Stated problem
Your task is to copy each line that has the word "this".

Record excerpts
- - -

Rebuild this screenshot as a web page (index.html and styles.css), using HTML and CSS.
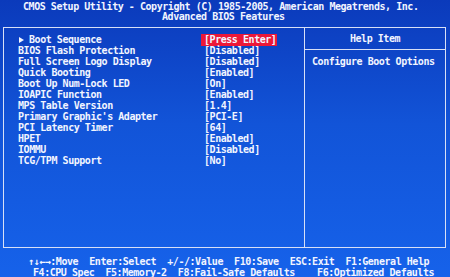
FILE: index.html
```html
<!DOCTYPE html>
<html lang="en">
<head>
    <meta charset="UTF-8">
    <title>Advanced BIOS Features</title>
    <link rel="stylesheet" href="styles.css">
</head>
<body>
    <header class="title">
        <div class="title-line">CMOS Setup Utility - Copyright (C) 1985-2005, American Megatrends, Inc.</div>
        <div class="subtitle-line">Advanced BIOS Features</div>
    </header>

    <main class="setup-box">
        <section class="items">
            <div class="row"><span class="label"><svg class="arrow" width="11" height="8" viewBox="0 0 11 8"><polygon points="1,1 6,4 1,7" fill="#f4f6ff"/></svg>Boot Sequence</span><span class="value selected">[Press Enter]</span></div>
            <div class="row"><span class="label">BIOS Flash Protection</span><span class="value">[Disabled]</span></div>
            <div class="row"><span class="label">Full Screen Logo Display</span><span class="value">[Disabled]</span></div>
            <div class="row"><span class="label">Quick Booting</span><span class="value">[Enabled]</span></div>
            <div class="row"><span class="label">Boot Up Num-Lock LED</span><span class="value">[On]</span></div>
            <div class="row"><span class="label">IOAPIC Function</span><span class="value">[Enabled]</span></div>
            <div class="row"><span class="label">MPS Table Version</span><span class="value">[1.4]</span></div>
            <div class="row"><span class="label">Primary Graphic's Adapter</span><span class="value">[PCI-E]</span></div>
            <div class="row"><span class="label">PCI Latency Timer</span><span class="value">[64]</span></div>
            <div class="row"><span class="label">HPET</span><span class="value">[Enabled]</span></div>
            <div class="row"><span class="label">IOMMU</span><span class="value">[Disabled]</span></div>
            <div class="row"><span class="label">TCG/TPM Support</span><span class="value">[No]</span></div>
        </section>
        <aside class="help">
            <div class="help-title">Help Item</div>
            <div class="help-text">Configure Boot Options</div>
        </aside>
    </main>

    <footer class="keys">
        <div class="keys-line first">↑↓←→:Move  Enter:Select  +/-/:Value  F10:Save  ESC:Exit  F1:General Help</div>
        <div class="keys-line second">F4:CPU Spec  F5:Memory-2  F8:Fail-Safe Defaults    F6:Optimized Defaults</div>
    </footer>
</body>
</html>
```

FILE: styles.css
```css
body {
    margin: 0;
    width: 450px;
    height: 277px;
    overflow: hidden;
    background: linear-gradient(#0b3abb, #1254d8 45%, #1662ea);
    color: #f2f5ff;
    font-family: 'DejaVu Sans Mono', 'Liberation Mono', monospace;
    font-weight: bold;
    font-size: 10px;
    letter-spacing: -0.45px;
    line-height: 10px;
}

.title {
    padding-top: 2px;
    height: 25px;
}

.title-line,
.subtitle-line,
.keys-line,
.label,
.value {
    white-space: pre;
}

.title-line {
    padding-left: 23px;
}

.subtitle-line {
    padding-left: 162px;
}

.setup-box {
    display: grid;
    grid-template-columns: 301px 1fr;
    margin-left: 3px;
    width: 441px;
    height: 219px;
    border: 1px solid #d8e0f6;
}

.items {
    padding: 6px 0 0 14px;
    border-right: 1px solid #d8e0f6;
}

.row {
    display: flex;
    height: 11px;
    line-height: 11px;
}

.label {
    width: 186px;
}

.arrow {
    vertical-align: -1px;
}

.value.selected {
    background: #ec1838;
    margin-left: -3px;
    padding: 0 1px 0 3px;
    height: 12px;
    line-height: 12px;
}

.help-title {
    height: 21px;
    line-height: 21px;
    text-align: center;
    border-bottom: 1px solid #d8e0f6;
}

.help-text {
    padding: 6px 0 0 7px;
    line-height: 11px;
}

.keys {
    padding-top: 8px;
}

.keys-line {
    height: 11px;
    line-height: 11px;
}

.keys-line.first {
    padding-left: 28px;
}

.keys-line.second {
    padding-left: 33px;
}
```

- - -

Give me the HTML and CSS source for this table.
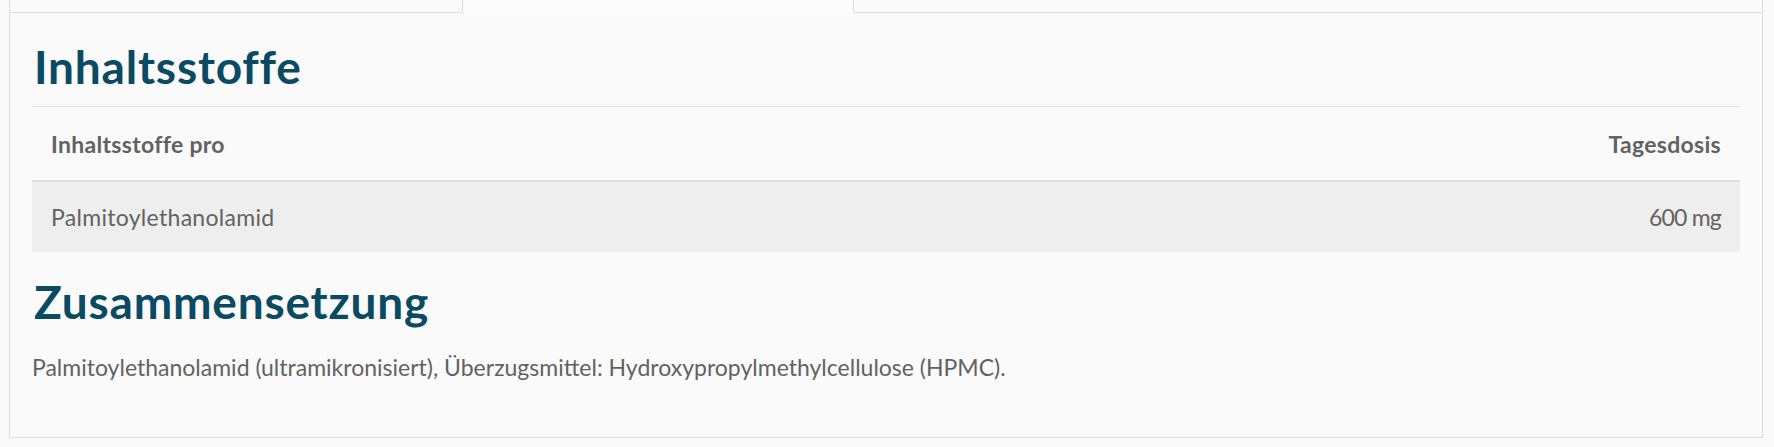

- - -

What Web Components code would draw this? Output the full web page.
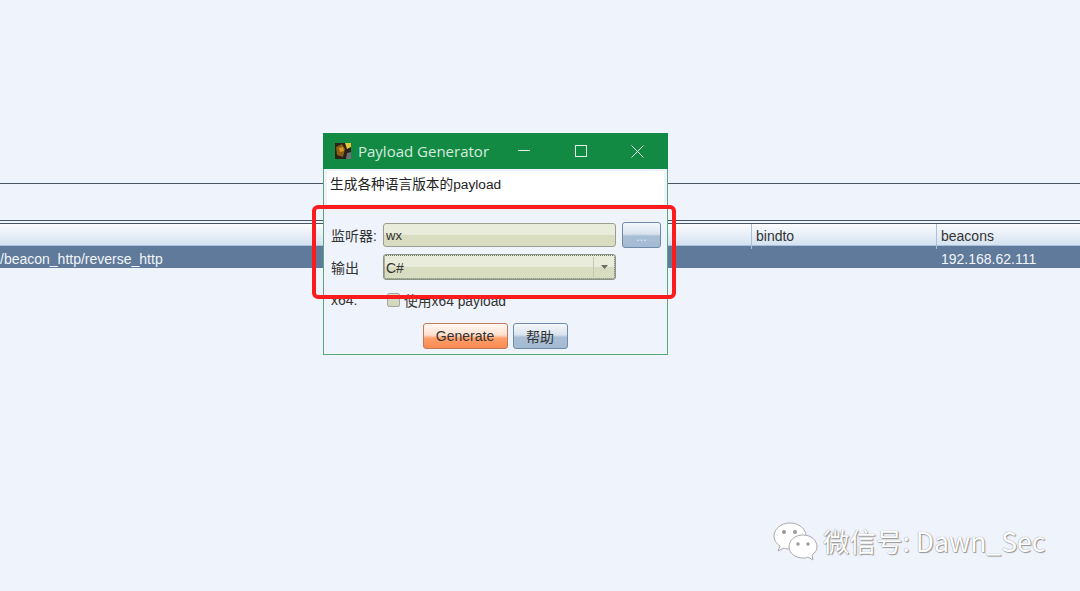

- - -

Result of the task
Rebuild this screenshot as a web page (index.html and styles.css), using HTML and CSS.
Give me the HTML and CSS source for this table.
What Web Components code would draw this? Output the full web page.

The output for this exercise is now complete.